German power has provoked a backlash, of course. Germans also have a reputation for being overbearing and aggressive, and nobody’s forgotten the ravages of World War II. Many Europeans see the reemergence of a strong, united Germany bossing them around as a threat. They shouldn’t. Germany is Europe’s economic engine, and has been for generations. A strong German economy is good for Europe; German finances bail out empty-pocketed countries elsewhere. Until the rest of Europe (and especially southern and eastern Europe) gets its act together, Germany will remain a colossus and a force to be reckoned with.

In fact, Germany needs to start using its power more actively. Germans (and Europeans more generally) tend to think of America as providing all the security they need. Germany’s much-vaunted military culture is now a thing of the past. Dealing with Europe’s problems is probably enough for Germany to handle at the moment, but it should start weighing in more on global issues and using its economic power as a tool to project German influence. I also think Germany, as a Great Power, merits a seat on the UN Security Council, but that won’t happen. German integration in the EU and NATO will ensure that it doesn’t act up or threaten the European balance of power.

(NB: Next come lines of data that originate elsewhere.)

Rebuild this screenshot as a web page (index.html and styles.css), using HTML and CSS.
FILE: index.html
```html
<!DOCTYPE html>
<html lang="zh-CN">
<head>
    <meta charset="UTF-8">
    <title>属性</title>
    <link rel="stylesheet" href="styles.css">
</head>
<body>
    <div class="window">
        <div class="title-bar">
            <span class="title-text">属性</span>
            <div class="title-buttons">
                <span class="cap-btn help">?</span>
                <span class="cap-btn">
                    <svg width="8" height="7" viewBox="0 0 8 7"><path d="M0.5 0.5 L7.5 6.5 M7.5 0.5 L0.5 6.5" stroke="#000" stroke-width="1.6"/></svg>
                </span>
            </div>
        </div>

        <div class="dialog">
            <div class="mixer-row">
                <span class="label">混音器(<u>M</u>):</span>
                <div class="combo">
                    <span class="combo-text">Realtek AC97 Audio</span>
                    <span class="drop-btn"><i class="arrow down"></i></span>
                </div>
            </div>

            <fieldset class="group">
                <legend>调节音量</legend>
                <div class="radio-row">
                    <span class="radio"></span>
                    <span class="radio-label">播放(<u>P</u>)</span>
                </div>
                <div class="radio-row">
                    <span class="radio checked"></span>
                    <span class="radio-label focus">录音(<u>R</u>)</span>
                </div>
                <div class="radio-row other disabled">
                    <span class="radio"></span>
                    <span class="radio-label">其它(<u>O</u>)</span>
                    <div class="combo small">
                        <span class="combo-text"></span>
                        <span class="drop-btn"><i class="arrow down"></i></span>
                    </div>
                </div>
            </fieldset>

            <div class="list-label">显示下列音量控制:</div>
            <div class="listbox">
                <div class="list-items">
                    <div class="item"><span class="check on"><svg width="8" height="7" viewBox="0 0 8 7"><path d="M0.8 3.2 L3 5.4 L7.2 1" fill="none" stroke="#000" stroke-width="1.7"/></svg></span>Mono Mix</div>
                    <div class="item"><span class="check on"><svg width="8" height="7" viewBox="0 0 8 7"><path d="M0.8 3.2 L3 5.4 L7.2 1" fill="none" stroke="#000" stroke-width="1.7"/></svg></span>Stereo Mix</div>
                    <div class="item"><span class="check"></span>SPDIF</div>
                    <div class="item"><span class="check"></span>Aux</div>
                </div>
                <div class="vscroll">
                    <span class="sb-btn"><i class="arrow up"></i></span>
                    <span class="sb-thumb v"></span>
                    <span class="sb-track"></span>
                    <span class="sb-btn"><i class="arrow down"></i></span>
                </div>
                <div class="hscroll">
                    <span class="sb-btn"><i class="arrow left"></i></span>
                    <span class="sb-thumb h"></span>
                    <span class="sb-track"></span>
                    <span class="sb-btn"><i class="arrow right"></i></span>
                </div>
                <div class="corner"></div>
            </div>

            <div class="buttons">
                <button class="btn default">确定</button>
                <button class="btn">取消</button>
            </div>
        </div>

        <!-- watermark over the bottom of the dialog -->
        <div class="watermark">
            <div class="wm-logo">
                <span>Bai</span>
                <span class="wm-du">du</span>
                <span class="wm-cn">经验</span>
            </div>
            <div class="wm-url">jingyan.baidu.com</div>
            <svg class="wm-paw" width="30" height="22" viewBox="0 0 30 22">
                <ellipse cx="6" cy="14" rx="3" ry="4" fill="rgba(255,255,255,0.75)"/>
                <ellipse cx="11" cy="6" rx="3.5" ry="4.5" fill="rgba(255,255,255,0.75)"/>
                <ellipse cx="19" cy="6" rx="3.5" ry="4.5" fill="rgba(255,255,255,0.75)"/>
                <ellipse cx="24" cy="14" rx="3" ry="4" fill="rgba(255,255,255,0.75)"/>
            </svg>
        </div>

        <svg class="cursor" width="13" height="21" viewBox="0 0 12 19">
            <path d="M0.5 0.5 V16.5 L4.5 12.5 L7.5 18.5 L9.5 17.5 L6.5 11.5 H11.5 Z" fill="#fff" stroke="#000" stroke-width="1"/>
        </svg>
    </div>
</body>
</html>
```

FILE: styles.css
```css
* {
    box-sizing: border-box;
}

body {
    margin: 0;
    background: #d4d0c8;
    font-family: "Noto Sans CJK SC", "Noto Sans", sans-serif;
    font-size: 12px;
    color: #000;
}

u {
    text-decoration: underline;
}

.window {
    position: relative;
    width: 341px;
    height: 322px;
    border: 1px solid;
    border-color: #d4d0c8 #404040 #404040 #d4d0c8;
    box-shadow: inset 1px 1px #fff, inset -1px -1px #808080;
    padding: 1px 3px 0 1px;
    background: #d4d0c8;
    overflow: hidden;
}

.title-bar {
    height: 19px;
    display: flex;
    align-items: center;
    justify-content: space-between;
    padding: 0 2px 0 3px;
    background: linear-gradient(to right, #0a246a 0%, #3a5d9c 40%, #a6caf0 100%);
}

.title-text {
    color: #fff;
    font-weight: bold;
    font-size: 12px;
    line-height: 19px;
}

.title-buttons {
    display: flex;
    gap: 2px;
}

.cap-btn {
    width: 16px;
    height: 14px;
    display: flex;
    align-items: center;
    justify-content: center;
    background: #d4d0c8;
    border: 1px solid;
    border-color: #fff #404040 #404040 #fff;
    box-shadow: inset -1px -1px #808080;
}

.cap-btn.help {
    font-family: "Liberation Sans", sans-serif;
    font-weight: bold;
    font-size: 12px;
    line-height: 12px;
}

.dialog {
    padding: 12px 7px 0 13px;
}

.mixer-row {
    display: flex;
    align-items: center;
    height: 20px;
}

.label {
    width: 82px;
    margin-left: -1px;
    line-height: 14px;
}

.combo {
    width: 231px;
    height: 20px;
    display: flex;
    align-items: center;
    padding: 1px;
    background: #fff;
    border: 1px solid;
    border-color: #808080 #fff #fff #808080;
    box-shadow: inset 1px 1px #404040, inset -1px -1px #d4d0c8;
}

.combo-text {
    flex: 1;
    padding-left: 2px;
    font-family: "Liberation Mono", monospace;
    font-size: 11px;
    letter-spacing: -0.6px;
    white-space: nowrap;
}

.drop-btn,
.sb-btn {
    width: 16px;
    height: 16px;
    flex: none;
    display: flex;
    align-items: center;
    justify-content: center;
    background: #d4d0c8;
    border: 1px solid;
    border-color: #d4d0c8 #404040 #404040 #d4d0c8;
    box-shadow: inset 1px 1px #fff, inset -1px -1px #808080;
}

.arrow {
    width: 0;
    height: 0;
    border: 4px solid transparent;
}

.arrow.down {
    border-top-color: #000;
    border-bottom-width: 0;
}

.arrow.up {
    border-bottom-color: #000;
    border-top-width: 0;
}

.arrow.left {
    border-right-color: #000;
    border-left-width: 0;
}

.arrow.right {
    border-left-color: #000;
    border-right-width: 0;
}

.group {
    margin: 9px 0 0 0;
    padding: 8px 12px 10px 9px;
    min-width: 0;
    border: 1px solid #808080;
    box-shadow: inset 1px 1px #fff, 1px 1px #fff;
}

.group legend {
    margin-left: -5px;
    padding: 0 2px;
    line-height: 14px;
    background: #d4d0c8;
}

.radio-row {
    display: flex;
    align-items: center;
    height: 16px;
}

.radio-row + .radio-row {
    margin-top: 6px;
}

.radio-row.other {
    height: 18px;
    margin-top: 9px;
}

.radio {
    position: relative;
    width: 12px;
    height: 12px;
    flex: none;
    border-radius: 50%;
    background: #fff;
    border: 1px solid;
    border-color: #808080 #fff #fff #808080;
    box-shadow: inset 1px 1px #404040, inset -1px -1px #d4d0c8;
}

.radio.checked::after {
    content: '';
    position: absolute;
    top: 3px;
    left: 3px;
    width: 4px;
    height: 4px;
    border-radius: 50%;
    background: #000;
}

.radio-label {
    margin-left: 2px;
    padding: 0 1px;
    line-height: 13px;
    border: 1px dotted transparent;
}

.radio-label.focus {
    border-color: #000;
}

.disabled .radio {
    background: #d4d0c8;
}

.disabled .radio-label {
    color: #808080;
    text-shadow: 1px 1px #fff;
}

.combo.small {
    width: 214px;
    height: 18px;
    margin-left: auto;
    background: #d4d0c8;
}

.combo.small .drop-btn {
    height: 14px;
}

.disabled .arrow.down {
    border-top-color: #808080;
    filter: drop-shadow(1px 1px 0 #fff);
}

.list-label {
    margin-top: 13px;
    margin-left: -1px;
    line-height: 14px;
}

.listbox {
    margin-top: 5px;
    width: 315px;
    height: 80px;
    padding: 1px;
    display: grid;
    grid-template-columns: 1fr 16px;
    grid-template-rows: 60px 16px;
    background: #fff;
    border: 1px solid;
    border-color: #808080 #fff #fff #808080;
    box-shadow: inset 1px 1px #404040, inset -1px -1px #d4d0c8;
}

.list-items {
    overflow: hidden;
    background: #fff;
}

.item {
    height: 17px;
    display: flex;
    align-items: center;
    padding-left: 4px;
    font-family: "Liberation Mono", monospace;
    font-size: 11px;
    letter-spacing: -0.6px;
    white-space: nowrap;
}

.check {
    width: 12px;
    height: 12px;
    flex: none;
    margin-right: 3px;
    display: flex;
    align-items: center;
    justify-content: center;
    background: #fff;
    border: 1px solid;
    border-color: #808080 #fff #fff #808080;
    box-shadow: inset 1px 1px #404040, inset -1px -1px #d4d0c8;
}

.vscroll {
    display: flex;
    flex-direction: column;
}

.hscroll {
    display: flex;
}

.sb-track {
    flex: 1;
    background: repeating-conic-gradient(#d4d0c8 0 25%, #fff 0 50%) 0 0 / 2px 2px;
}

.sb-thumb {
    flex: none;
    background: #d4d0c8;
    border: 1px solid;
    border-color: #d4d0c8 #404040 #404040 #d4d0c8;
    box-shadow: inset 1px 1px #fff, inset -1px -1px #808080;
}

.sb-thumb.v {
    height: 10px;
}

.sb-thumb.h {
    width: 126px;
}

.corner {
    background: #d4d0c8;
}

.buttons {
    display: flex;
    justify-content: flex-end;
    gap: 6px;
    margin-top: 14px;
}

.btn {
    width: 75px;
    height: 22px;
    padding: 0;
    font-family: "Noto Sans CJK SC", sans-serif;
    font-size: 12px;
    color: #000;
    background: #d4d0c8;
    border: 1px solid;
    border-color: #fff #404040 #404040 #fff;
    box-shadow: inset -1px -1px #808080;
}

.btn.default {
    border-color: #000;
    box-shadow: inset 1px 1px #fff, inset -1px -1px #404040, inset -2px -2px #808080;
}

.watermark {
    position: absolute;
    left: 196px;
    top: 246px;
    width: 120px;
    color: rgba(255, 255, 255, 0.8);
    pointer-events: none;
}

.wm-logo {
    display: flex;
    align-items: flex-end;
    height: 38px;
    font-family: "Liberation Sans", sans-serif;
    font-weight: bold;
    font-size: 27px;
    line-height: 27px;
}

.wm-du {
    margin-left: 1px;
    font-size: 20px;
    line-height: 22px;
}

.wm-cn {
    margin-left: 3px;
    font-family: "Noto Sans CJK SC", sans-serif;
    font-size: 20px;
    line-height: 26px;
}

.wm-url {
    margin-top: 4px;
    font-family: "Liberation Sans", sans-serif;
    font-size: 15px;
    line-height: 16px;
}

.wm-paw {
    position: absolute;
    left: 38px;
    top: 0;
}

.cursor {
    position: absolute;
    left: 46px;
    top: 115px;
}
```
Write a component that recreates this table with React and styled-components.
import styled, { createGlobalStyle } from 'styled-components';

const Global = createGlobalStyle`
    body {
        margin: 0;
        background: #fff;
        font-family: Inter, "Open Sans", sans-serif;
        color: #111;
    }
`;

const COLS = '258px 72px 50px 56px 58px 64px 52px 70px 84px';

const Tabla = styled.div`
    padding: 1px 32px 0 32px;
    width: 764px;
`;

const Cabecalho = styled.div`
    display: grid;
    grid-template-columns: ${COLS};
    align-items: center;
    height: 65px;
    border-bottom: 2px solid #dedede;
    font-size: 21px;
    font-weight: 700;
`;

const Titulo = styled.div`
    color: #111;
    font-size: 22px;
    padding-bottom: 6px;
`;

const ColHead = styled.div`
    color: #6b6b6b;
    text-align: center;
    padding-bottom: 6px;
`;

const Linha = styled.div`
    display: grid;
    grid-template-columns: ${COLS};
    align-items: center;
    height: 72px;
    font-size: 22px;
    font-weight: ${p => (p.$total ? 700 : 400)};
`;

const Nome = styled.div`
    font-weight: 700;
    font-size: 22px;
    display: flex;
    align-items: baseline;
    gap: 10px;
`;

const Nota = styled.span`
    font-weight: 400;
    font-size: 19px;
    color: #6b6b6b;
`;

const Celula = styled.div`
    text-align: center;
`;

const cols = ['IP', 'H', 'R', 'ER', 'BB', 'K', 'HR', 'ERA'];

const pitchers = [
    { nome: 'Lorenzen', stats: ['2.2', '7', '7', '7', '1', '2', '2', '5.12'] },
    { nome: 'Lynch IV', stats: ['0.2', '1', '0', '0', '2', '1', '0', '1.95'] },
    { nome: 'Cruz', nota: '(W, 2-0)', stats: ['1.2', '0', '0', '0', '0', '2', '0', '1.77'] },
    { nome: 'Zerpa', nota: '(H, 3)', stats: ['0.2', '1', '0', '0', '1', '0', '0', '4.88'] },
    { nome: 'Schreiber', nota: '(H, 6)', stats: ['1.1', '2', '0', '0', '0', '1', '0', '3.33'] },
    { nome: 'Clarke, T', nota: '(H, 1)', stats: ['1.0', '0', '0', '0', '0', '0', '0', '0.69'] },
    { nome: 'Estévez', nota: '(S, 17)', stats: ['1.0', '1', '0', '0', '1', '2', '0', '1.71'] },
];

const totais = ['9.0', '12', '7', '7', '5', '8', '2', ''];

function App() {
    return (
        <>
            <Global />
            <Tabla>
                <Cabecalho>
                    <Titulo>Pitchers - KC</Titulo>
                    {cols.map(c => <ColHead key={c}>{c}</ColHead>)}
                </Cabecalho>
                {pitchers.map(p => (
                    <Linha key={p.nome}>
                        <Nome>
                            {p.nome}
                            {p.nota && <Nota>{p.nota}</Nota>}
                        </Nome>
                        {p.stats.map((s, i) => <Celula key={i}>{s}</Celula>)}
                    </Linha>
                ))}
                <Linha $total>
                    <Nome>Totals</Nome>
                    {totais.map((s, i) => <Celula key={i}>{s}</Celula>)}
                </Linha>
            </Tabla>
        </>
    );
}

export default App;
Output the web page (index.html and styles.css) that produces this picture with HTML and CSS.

The Nazi era is a bygone time. Europe in general is fading as a presence on the world stage, and Germany, like many European countries, is beginning to shrink. The nationalism and fanaticism that bred the world wars have now been subsumed; until recent times Germans even felt bad waving the flag and singing the anthem. It’s time to stop cringing before German bossiness and recognize the reality. Germany is a peaceful, prosperous, and reasonable nation; in many ways it’s a model for the rest of Europe. If Germany can bounce back from the psychosis of fascism, the devastation of World War II, and the destitution of Communism, the depressed nations of Europe can recover too. And frankly, German power is a fact. Recognizing German preeminence in Europe isn’t admitting defeat; it’s coping with the reality of power structures.